Theodor W. Adorno fordert die Erziehung zur Mündigkeit

Die Forderung zur Mündigkeit erscheint für Theodor W. Adorno in einer Demokratie als eine Selbstverständlichkeit. Um diese Tatsache zu verdeutlichen, zitiert er Immanuel Kant, der sagt, selbstverschuldet sei die Unmündigkeit, wenn die Ursachen derselben nicht am Mangel des Verstandes, sondern der Entschließung und des Mutes liegen. Immanuel Kant schreibt: „Aufklärung ist Ausgang des Menschen aus einer selbstverschuldeten Unmündigkeit.“ Dieser Satz ist auch heute noch aktuell, denn Demokratie beruht laut Theodor W. Adorno auf der Willensbildung eines jeden Einzelnen, wie sie sich in der Institution der repräsentativen Wahl zusammenfasst. Theodor W. Adorno, geboren am 11. September 1903 in Frankfurt am Main, gestorben am 6. August 1969, lehrte in Frankfurt als ordentlicher Professor für Philosophie und Soziologie und war Direktor des Instituts für Sozialforschung an der Johann-Wolfgang-Goethe-Universität.

Die Voraussetzung der Mündigkeit ist von der Unfreiheit der Gesellschaft determiniert

Soll bei einer Wahl nicht die Unvernunft den Sieg davontragen, so sind die Fähigkeit und der Mut jedes Einzelnen, sich seines Verstandes zu bedienen, vorausgesetzt. Begabung ist für Theodor W. Adorno, wie man es etwa im Verhältnis zur Sprache und an der Ausdrucksfähigkeit beobachten kann, in einem eminenten Maß Funktion gesellschaftlicher Bedingungen. Daraus folgt, dass schon die Voraussetzung der Mündigkeit, von der eine freie Gesellschaft abhängt, von der Unfreiheit der Gesellschaft determiniert ist.

Theodor W. Adorno hat in der pädagogischen Literatur den Komplex der Mündigkeit gesucht und ist dabei nicht fündig geworden. Er kritisiert: „Und anstelle von Mündigkeit findet man da einen existentialontologisch verbrämten Begriff von Autorität, von Bindung, oder wie all diese Scheußlichkeiten sonst heißen, die den Begriff der Mündigkeit sabotieren und damit die Vorraussetzungen einer Demokratie nicht nur implicite, sondern recht offen entgegenarbeiten.“ Hier zeigt sich seiner Meinung nach sehr deutlich, welchem Muff eine scheinbar im Bereich des Geistes angesiedelte Thematik wie die Mündigkeit ausgesetzt ist.

Richtige Praxis stellt sich nur durch unbeirrbares und insistentes Denken ein

Für Immanuel Kant sind Erziehungsziele nie Setzungen des Denkens, sind nie rational zwingend oder allgemein gültig.

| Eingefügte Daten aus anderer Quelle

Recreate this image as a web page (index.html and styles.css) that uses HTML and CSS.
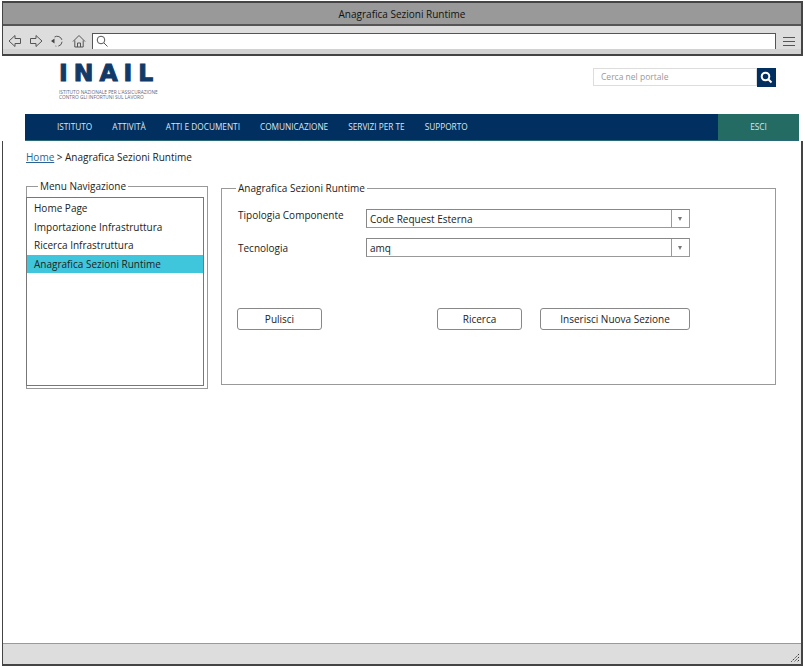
FILE: index.html
```html
<!DOCTYPE html>
<html lang="it">
<head>
  <meta charset="UTF-8" />
  <title>Anagrafica Sezioni Runtime</title>
  <link rel="stylesheet" href="styles.css">
</head>
<body>
  <div class="window">
    <div class="titlebar">Anagrafica Sezioni Runtime</div>

    <div class="toolbar">
      <svg class="tool" width="14" height="14" viewBox="0 0 14 14"><path d="M7 1.500 1 7l6 5.500V9.500h5.500v-5H7z"/></svg>
      <svg class="tool" width="14" height="14" viewBox="0 0 14 14"><path d="M7 1.500 13 7l-6 5.500V9.500H1.500v-5H7z"/></svg>
      <svg class="tool" width="14" height="14" viewBox="0 0 14 14"><path d="M4.500 3A5 5 0 1 1 5.500 12" stroke-dasharray="9 2 6 2"/><path class="solid" d="M1 7l3.500-2.500v5z"/></svg>
      <svg class="tool" width="14" height="14" viewBox="0 0 14 14"><path d="M1 7.500 7 1.500l6 6M2.800 6.500v6.500h8.400V6.500M5.500 13V9h3v4"/></svg>
      <div class="address">
        <svg width="12" height="12" viewBox="0 0 12 12"><circle cx="5" cy="5" r="3.800"/><path d="m8 8 3.500 3.500"/></svg>
      </div>
      <div class="burger"><span></span><span></span><span></span></div>
    </div>

    <div class="page">
      <div class="top">
        <header class="site-head">
          <div class="logo">
            <div class="logo-name">INAIL</div>
            <div class="logo-sub">ISTITUTO NAZIONALE PER L'ASSICURAZIONE<br>CONTRO GLI INFORTUNI SUL LAVORO</div>
          </div>
          <div class="search">
            <div class="search-input">Cerca nel portale</div>
            <div class="search-btn">
              <svg width="13" height="13" viewBox="0 0 13 13"><circle cx="5.500" cy="5.500" r="3.800"/><path d="m8.500 8.500 3 3"/></svg>
            </div>
          </div>
        </header>

        <nav class="mainnav">
          <ul>
            <li>ISTITUTO</li>
            <li>ATTIVITÀ</li>
            <li>ATTI E DOCUMENTI</li>
            <li>COMUNICAZIONE</li>
            <li>SERVIZI PER TE</li>
            <li>SUPPORTO</li>
          </ul>
          <div class="esci">ESCI</div>
        </nav>
      </div>

      <div class="crumbs"><a href="#">Home</a><span class="sep">&gt;</span>Anagrafica Sezioni Runtime</div>

      <div class="content">
        <fieldset class="menu">
          <legend>Menu Navigazione</legend>
          <ul class="menu-list">
            <li>Home Page</li>
            <li>Importazione Infrastruttura</li>
            <li>Ricerca Infrastruttura</li>
            <li class="active">Anagrafica Sezioni Runtime</li>
          </ul>
        </fieldset>

        <fieldset class="panel">
          <legend>Anagrafica Sezioni Runtime</legend>
          <div class="form-row">
            <label class="label-up">Tipologia Componente</label>
            <div class="select"><span class="select-value">Code Request Esterna</span><span class="select-arrow"></span></div>
          </div>
          <div class="form-row">
            <label>Tecnologia</label>
            <div class="select"><span class="select-value">amq</span><span class="select-arrow"></span></div>
          </div>
          <div class="actions">
            <button class="btn btn-clear">Pulisci</button>
            <button class="btn btn-search">Ricerca</button>
            <button class="btn btn-new">Inserisci Nuova Sezione</button>
          </div>
        </fieldset>
      </div>
    </div>

    <div class="statusbar">
      <svg width="10" height="10" viewBox="0 0 10 10"><path d="M9 1 1 9M9 4 4 9M9 7 7 9"/></svg>
    </div>
  </div>
</body>
</html>
```

FILE: styles.css
```css
html, body {
  margin: 0;
  padding: 0;
  background: #fff;
}

body {
  font-family: "Open Sans", "Noto Sans", sans-serif;
  font-size: 10px;
  color: #222;
}

ul {
  margin: 0;
  padding: 0;
  list-style: none;
}

/* Cornice del browser */
.window {
  box-sizing: border-box;
  width: 801px;
  height: 665px;
  margin: 1px 0 0 2px;
  border: 2px solid #444;
  border-left-width: 1px;
  display: flex;
  flex-direction: column;
}

.titlebar {
  height: 21px;
  background: #999;
  border-bottom: 2px solid #555;
  text-align: center;
  line-height: 22px;
  color: #111;
}

.toolbar {
  box-sizing: border-box;
  height: 30px;
  flex: none;
  background: linear-gradient(#ddd 23px, #d2d2d2 23px);
  border-bottom: 2px solid #444;
  padding: 7px 0 0 5px;
  display: flex;
  align-items: flex-start;
}

.tool {
  margin-right: 7.200px;
  margin-top: 1px;
  flex: none;
}

.tool path {
  fill: none;
  stroke: #555;
  stroke-width: 1;
}

.tool .solid {
  fill: #444;
  stroke: none;
}

.address {
  box-sizing: border-box;
  margin-left: -1px;
  width: 684px;
  height: 16px;
  background: #fff;
  border: 1px solid #555;
  border-bottom: none;
  padding: 1px 0 0 3px;
}

.address svg {
  display: block;
}

.address circle, .address path {
  fill: none;
  stroke: #555;
}

.burger {
  margin: 4px 0 0 7px;
  width: 12px;
  display: flex;
  flex-direction: column;
  gap: 3px;
}

.burger span {
  display: block;
  height: 1px;
  background: #555;
}

.page {
  flex: 1;
  padding-left: 22px;
}

/* Testata del sito: copre il bordo della finestra */
.top {
  margin: 0 -2px 0 -23px;
  padding-left: 23px;
  background: #fff;
}

.site-head {
  height: 58px;
  display: flex;
  justify-content: space-between;
  padding-right: 27px;
}

.logo {
  padding: 6px 0 0 34px;
}

.logo-name {
  font-family: "DejaVu Sans", sans-serif;
  font-weight: 700;
  font-size: 23.500px;
  line-height: 23px;
  letter-spacing: 6px;
  color: #123a68;
  -webkit-text-stroke: 1px #123a68;
}

.logo-sub {
  margin-top: 5px;
  font-size: 4.800px;
  line-height: 4.600px;
  color: #667;
  white-space: nowrap;
}

.search {
  display: flex;
  margin-top: 12px;
  height: 19px;
}

.search-input {
  box-sizing: border-box;
  width: 164px;
  height: 18px;
  border: 1px solid #ddd;
  padding-left: 7px;
  line-height: 16px;
  font-size: 8.500px;
  color: #999;
}

.search-btn {
  width: 19px;
  background: #012f60;
  display: flex;
  align-items: center;
  justify-content: center;
}

.search-btn circle, .search-btn path {
  fill: none;
  stroke: #fff;
  stroke-width: 2;
}

/* Barra di navigazione */
.mainnav {
  width: 774px;
  height: 27px;
  box-sizing: border-box;
  background: #012f60;
  border-bottom: 1px solid #2a6a78;
  display: flex;
  justify-content: space-between;
  color: #dfe6ee;
  font-size: 8.250px;
  line-height: 26px;
}

.mainnav ul {
  display: flex;
  gap: 20px;
  padding-left: 32px;
}

.esci {
  width: 81px;
  background: #236b63;
  text-align: center;
}

.crumbs {
  margin: 9px 0 0 1px;
  line-height: 15px;
  color: #222;
}

.crumbs a {
  color: #2a6496;
}

.sep {
  margin: 0 2.500px;
}

/* Contenuto */
.content {
  display: flex;
  gap: 13px;
  margin: 14px 0 0 1px;
  align-items: flex-start;
}

fieldset {
  margin: 0;
  min-width: 0;
  box-sizing: border-box;
  border: 1px solid #999;
}

legend {
  line-height: 14px;
  padding: 0 2px;
}

.menu {
  width: 182px;
  height: 210px;
  padding: 0;
}

.menu legend {
  margin-left: 11px;
}

.menu-list {
  box-sizing: border-box;
  width: 178px;
  height: 189px;
  margin-top: 4px;
  margin-left: -1px;
  border: 1px solid #777;
  padding-top: 1px;
}

.menu-list li {
  height: 18.500px;
  line-height: 18.500px;
  padding-left: 7px;
}

.menu-list .active {
  background: #3fc6dc;
}

.panel {
  width: 555px;
  height: 204px;
  margin-top: 2px;
  padding: 14px 85px 0 16px;
}

.panel legend {
  margin-left: -2px;
}

.form-row {
  display: grid;
  grid-template-columns: 128px 324px;
  margin-bottom: 10px;
  align-items: center;
}

.label-up {
  margin-top: -7px;
}

.form-row label {
  line-height: 14px;
}

.select {
  box-sizing: border-box;
  height: 19px;
  display: flex;
  background: #fff;
  border: 1px solid #999;
  border-top-color: #888;
  border-left-color: #888;
}

.select-value {
  flex: 1;
  padding-left: 3px;
  line-height: 18px;
}

.select-arrow {
  width: 17px;
  border-left: 1px solid #999;
  position: relative;
}

.select-arrow::after {
  content: "";
  position: absolute;
  left: 6px;
  top: 7px;
  border-left: 2.500px solid transparent;
  border-right: 2.500px solid transparent;
  border-top: 4px solid #777;
}

.actions {
  display: flex;
  margin-top: 51px;
  margin-left: -1px;
}

.btn {
  box-sizing: border-box;
  height: 22px;
  padding: 0;
  background: #fff;
  border: 1px solid #888;
  border-radius: 3px;
  font: inherit;
  color: #222;
}

.btn-clear {
  width: 85px;
}

.btn-search {
  width: 85px;
  margin-left: 115px;
}

.btn-new {
  width: 150px;
  margin-left: 18px;
}

.statusbar {
  box-sizing: border-box;
  height: 21px;
  flex: none;
  background: #ddd;
  border-top: 1px solid #999;
  display: flex;
  justify-content: flex-end;
  align-items: flex-end;
  padding: 0 1px 1px 0;
}

.statusbar svg {
  display: block;
}

.statusbar path {
  fill: none;
  stroke: #333;
  stroke-dasharray: 1.400 1;
}
```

Theodor W. Adorno glaubt, dass man philosophisch sehr wohl an dem Begriff der absoluten Vernunft und an der Illusion, die Welt sei das Produkt des absoluten Geistes, Kritik üben darf. Andererseits darf man nicht verleugnen, dass anders als durch Denken, und zwar durch unbeirrbares und insistentes Denken, so etwas wie die Bestimmung dessen, was zu tun richtig sei, richtige Praxis überhaupt, nicht vollziehbar ist.

Theodor W. Adorno weist darauf hin, dass das Problem der Mündigkeit nicht nur allein in Deutschland existiert, sondern international vertreten ist. Und, wie er hinzufügt, das weit über die Grenzen der politischen Systeme hinausreicht. Als Beispiel nennt er Amerika, weil hier unmittelbar zwei verschiedenen Forderungen aufeinanderprallen: auf der einen Seite, die des kräftigen Individualismus, auf der anderen Seite die vom Darwinismus bezogenen Idee der Anpassung.